Пилигрим был явно состоятельным человеком. И разборчивым: он предпочитал количеству качество. Люди, рожденные в мире, где утонченность и богатство идут рука об руку, считают, что иметь вещей больше, чем необходимо, вульгарно и почти неприлично. Сложенные рубашки, которые ощупывал Юнг, прослужат еще лет десять — пятнадцать, если только их хозяин не растолстеет. Воротнички, конечно, дело другое. И носовые платки, разумеется, не рассчитаны на столь долгий срок, равно как и носки. Простое и удобное нижнее белье можно было носить года три-четыре. А галстуки — те просто вечны.
Вечны. Почему ему в голову сегодня постоянно лезет это слово? Вечно. Вечность. На прошлой неделе такого не было. И вчера тоже. Именно сегодня… Вечно.
Ладно, Бог с ним…
Он снова глянул на женское лицо в серебряной рамке. Очевидно, фотография сделана лет двадцать — тридцать назад, до смены веков. Кого она оплакивала — умершего ребенка? Мужа?
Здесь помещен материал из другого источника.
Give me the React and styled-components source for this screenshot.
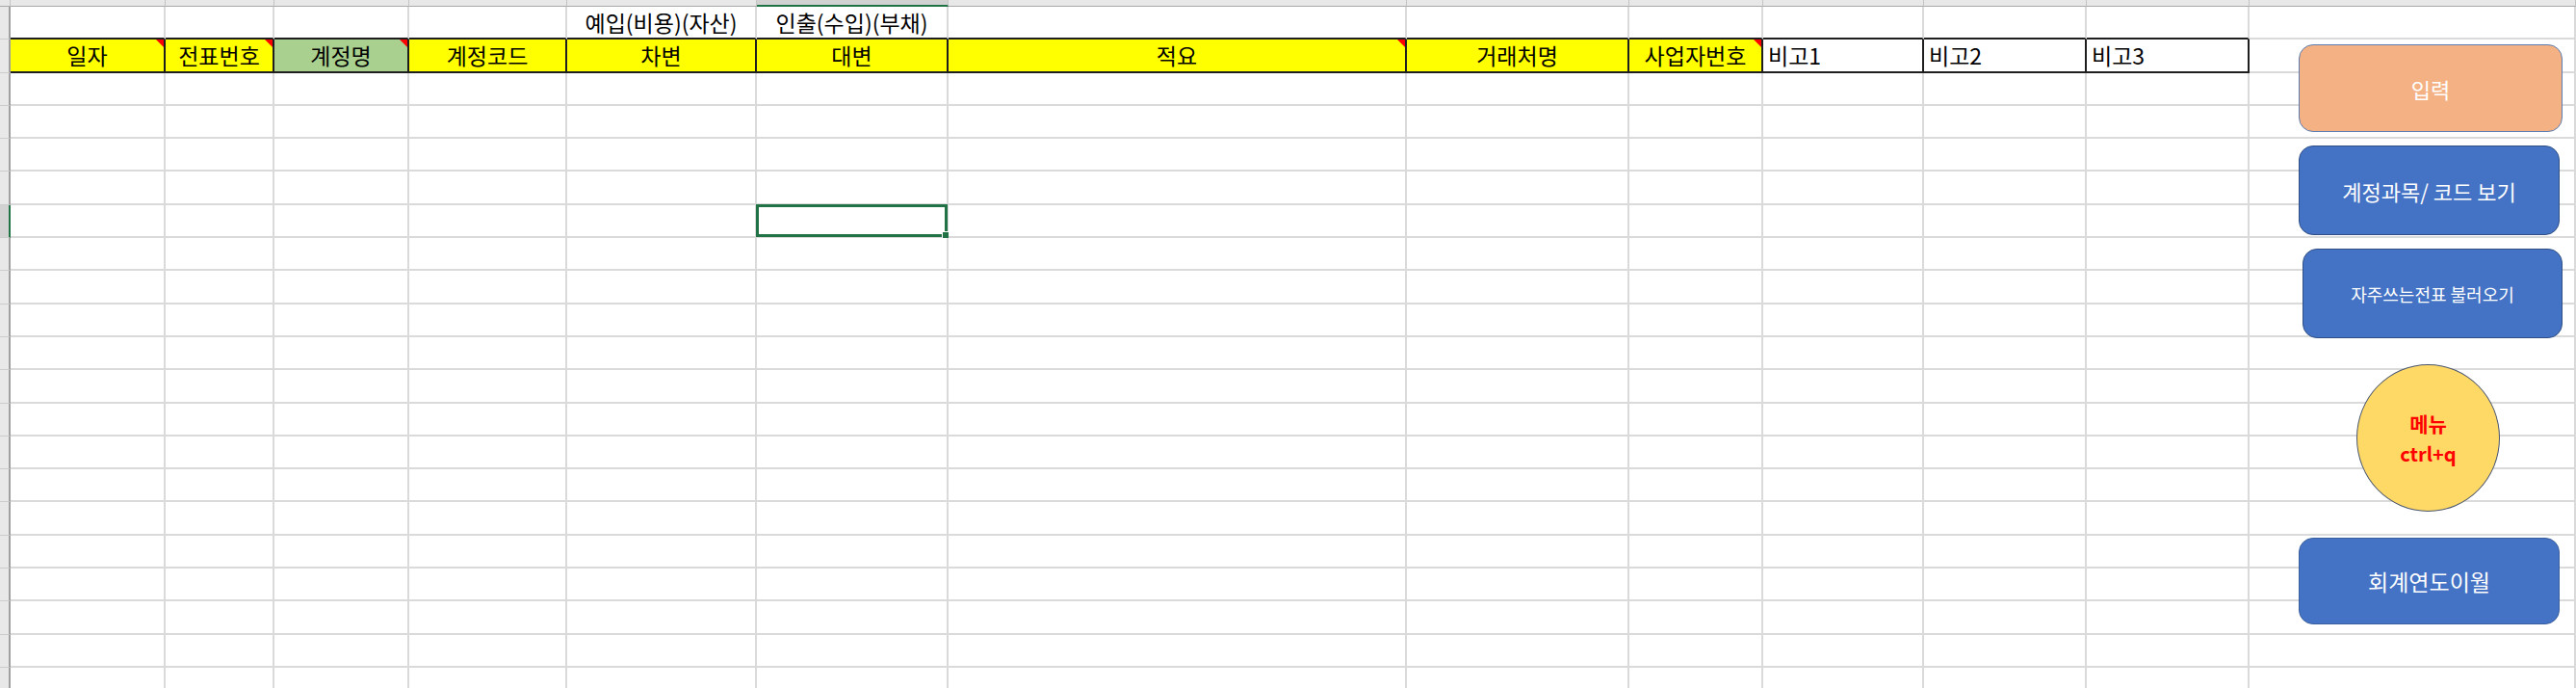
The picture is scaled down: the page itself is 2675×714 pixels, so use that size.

А может, себя?
Кесслер собрал разбросанную в ванной одежду Пилигрима, чтобы сдать ее в прачечную.
— Странно, — сказал он Юнгу, свалив кучу на кровать и принявшись разбирать ее, — одежда, которую снимают с себя самоубийцы, всегда почему-то кажется грязной. Я одевал его сегодня утром и знаю, что все было свежевыстиранным и выглаженным. Но хотя мои пальцы знают, что одежда чистая, все внутри меня инстинктивно встает на дыбы.
— Это называется «атавистическая реакция», Кесслер, — отозвался Юнг. — Точно так же любой ребенок, даже младенец, чувствует, что гадюка опасна. Однако мистер Пилигрим не покончил с собой. Он еще жив.